Eight-year-old Baby Pamela Rich, AKA Baby Pam, recorded "Easter Bunny Song" (b/w "Goody Goody Gumdrop") for Mercury Records. "Easter Bunny Song" has been played on the Dr. Demento Show several times over the years.

Ten-year-old Gayla Peevey cut "Wish I Wuz a Whisker (On the Easter Bunny's Chin)" b/w "Three Little Bunnies."

In the summer of 1953, Brucie Weil, the recent topic of a Music Weird article, made some noise with "God Bless Us All," a semi-religious novelty record that provoked a cover-version pile-on by everyone you'd expect: Spike Jones (again with Georgie Rock on lead), Jimmy Boyd, Baby Pam, and Molly Bee.

Billboard's review of Baby Pam's version of "God Bless Us All" said it was "about as effective as those [kids that are heard on] other versions." The reviewer described the B-side, "I Wanna Go to School," as "strictly for the kids." Mercury intended to release "I Wanna Go to School" separately as catalog number BR-25 on its children's label, Blue Ribbon, but that release was canceled.


Molly Bee
Capitol Records' Molly Bee, who was 13-14 years old and had enjoyed moderate success with her cover of "I Saw Mommy Kissing Santa Claus" the previous year, recorded less juvenile fare than her peers in 1953. Unlike some of the flash-in-the-pan tots mentioned here, she had a more mature-sounding voice and went on to enjoy a decades-long career in country music. Some of her singles in 1953 included a rendition of Hank Williams' "Nobody's Lonesome for Me" and a duet with Tennessee Ernie Ford on "Don't Start Courtin' in a Hot Rod."

Abbot Records got into the act in 1953 with 15-year-old singer Billie Jo Moore, who recorded Mel Blanc's "I Dess I Dotta Doe" b/w "Too Old for Toys, Too Young for Boys." In adulthood, Moore would go onto great success as Billie Jo Spears, scoring a #1 country hit with the grown-up song "Blanket on the Ground."

The tot tempest wasn't confined to pop and country acts. Jubilee Records, a label that specialized in R&B, released a single by 12-year-old Andrew Wideman, "Mama's Little Boy Got the Blues" b/w "I'm Not a Child Anymore." He reportedly was signed to a long-term contract with Jubilee, but "Mama's Little Boy" was his only single.


Coral Records debuted a number of child performers in 1953. The label's Jill Whitney covered Bonnie Lou's "Tennessee Wig Walk" in addition to cutting a Christmas novelty, "Little Johnny Jingle Bells." Six-year-old Little Barbara recorded a Hank Williams-themed weeper, "(I Would Like to Have Been) Hank's Little Flower Girl," which Billboard described as "another dirge occasioned by the death of Hank Williams." Jeanie Dell, billed as "8 Year Old Jeanie Dell," waxed "Dixie Danny" b/w "Who in the World Are You? (Hippity-Hoppity Song)." In December of 1953, Coral released a non-holiday novelty by kid performer Ricky Vera, "Dragnet Goes to Kindergarten," which was a recitation in the style of Stan Freberg's 1953 Dragnet parodies "St. George and the Dragonet" and "Little Blue Riding Hood." Dell and Vera appear to have recorded only one record each in their short careers.

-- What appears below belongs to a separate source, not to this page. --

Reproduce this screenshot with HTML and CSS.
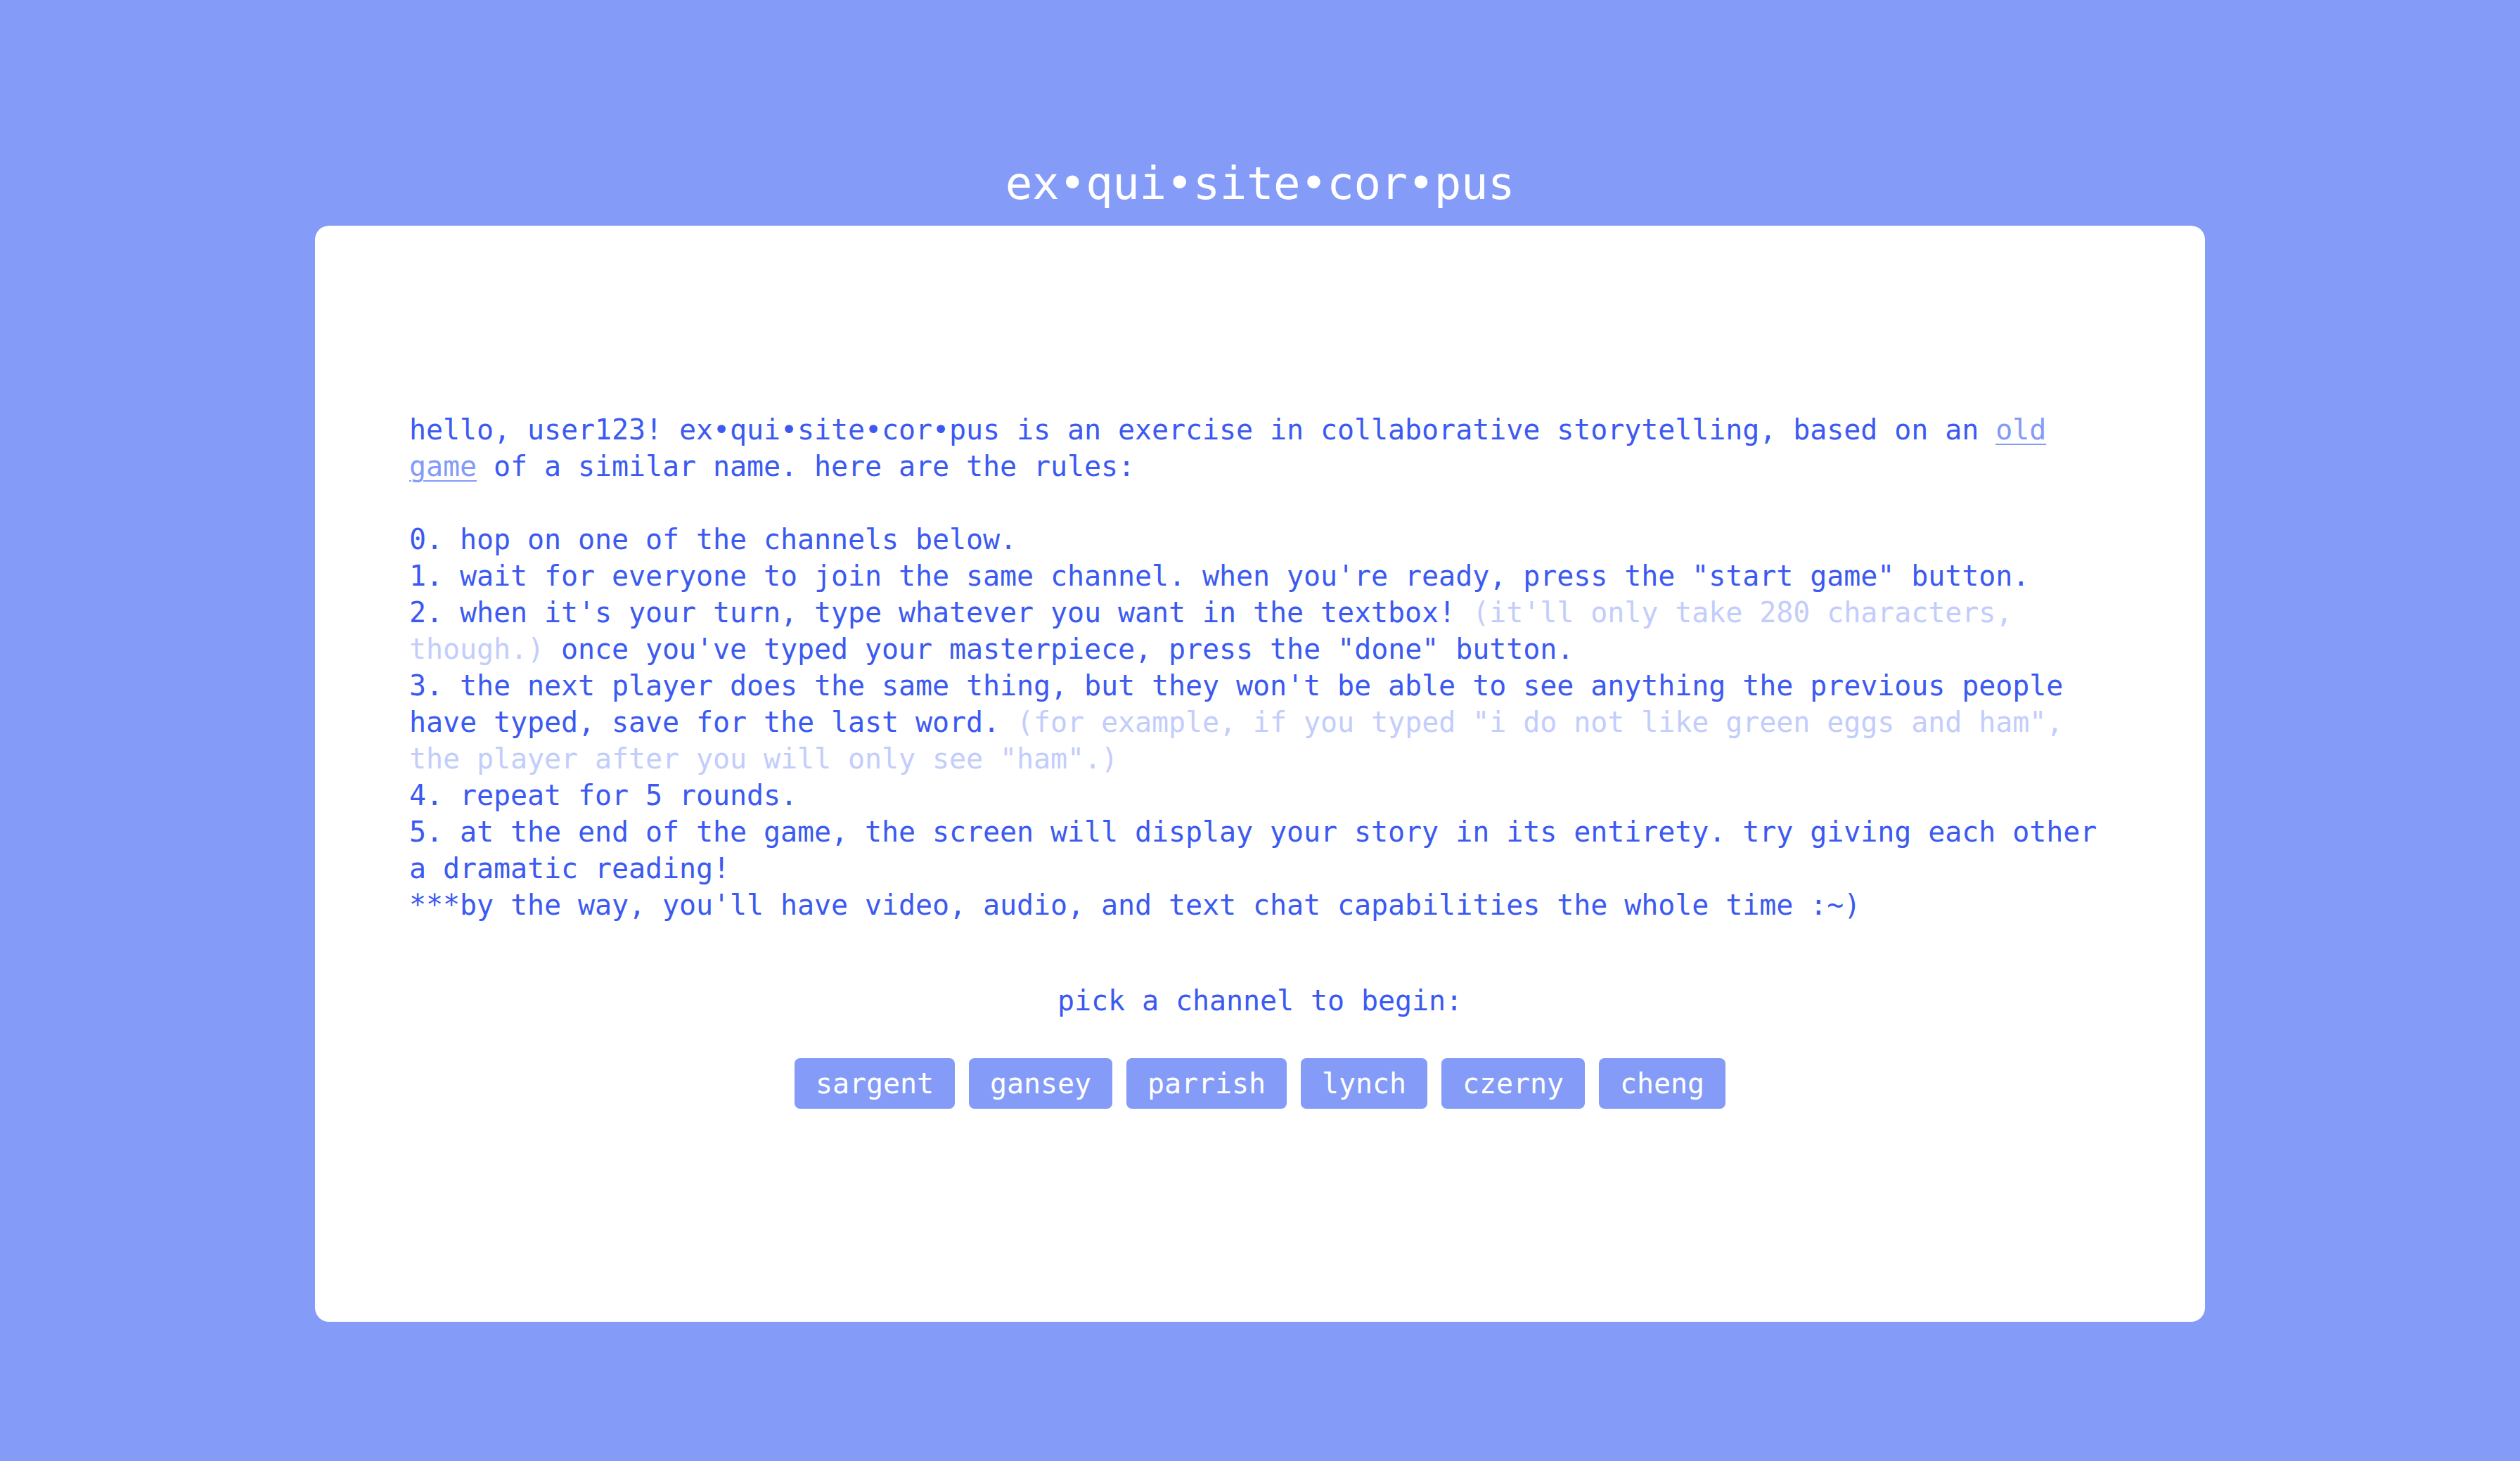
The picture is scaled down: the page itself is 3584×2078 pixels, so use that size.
FILE: index.html
```html
<!DOCTYPE html>
<html lang="en">
<head>
<meta charset="utf-8">
<title>ex•qui•site•cor•pus</title>
<link rel="stylesheet" href="styles.css">
</head>
<body>
<header class="header">
  <h1 class="title">ex•qui•site•cor•pus</h1>
</header>
<main class="card">
  <section class="rules">
    <p class="intro">hello, user123! ex•qui•site•cor•pus is an exercise in collaborative storytelling, based on an <a class="link" href="#">old game</a> of a similar name. here are the rules:</p>
    <p class="rule">0. hop on one of the channels below.</p>
    <p class="rule">1. wait for everyone to join the same channel. when you're ready, press the "start game" button.</p>
    <p class="rule">2. when it's your turn, type whatever you want in the textbox! <span class="aside">(it'll only take 280 characters, though.)</span> once you've typed your masterpiece, press the "done" button.</p>
    <p class="rule">3. the next player does the same thing, but they won't be able to see anything the previous people have typed, save for the last word. <span class="aside">(for example, if you typed "i do not like green eggs and ham", the player after you will only see "ham".)</span></p>
    <p class="rule">4. repeat for 5 rounds.</p>
    <p class="rule">5. at the end of the game, the screen will display your story in its entirety. try giving each other a dramatic reading!</p>
    <p class="rule">***by the way, you'll have video, audio, and text chat capabilities the whole time :~)</p>
  </section>
  <p class="pick">pick a channel to begin:</p>
  <nav class="channels">
    <button class="channel">sargent</button>
    <button class="channel">gansey</button>
    <button class="channel">parrish</button>
    <button class="channel">lynch</button>
    <button class="channel">czerny</button>
    <button class="channel">cheng</button>
  </nav>
</main>
</body>
</html>
```
FILE: styles.css
```css
* { box-sizing: border-box; }
html, body {
  margin: 0;
  padding: 0;
}
body {
  background: #849bf8;
  min-height: 100vh;
  font-family: "DejaVu Sans Mono", "Liberation Mono", monospace;
  color: #3c5af1;
}
.header {
  padding-top: 223px;
  margin-bottom: 22px;
}
.title {
  margin: 0;
  font-size: 64px;
  line-height: 76px;
  font-weight: normal;
  letter-spacing: -0.4px;
  color: #ffffff;
  text-align: center;
}
.card {
  width: 2688px;
  height: 1559px;
  margin: 0 auto;
  background: #ffffff;
  border-radius: 20px;
  padding: 264px 134px 0 134px;
  font-size: 40px;
  line-height: 52px;
  letter-spacing: -0.08px;
}
.rules p {
  margin: 0;
}
.rules .intro {
  margin-bottom: 52px;
}
.link {
  color: #849bf8;
  text-decoration: underline;
  text-underline-offset: 6px;
  text-decoration-thickness: 2px;
}
.aside {
  color: #c3cdfb;
}
.pick {
  margin: 84px 0 0 0;
  text-align: center;
}
.channels {
  margin-top: 56px;
  display: flex;
  justify-content: center;
  gap: 20px;
}
.channel {
  font-family: inherit;
  font-size: 40px;
  line-height: 52px;
  letter-spacing: -0.08px;
  padding: 10px 30px;
  border: none;
  border-radius: 8px;
  background: #849bf8;
  color: #ffffff;
  cursor: pointer;
}
```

When Christmastime rolled around, Columbia tried to repeat the Boyd formula with Gayla Peevey by having her cut "I Want a Hippopotamus for Christmas" for Christmas 1953, but it wasn't nearly as successful. Over 60 years later, though, the song found a new audience when the United States Post Office used it in an advertising campaign.

MGM Records' nine-year-old Little Rita Faye, who had bowed in early 1953 with "I'm a Problem Child," released the Christmas novelty "I Fell Out of a Christmas Tree."

RCA Victor had its new child country star Sunshine Ruby record a double-sided holiday single for Christmas 1953: "I Wanna Do Something for Santa Claus" b/w "Too Fat for the Chimney." Sunshine Ruby had debuted earlier in 1953 with "Too Young to Tango," which had been a good seller.
Sunshine Ruby

Record buyers must have finally grown weary of the tot tempest, because many of these performers soon stopped recording altogether or were dropped by their labels after their subsequent singles met with no success. Several new recordings of "I Saw Mommy Kissing Santa Claus" appeared around Christmas 1953, but all were by adult performers such as Perry Como, Teresa Brewer, and Guy Lombardo.

That wasn't the end of the child singer, of course. Brenda Lee, Frankie Lymon, Little Stevie Wonder, Donny Osmond, Michael Jackson, LeAnn Rimes, and many more were yet to come. But perhaps no other period in music ever saw as many record labels try to develop as many child performers in such a short period of time as occurred during the tot tempest of 1953.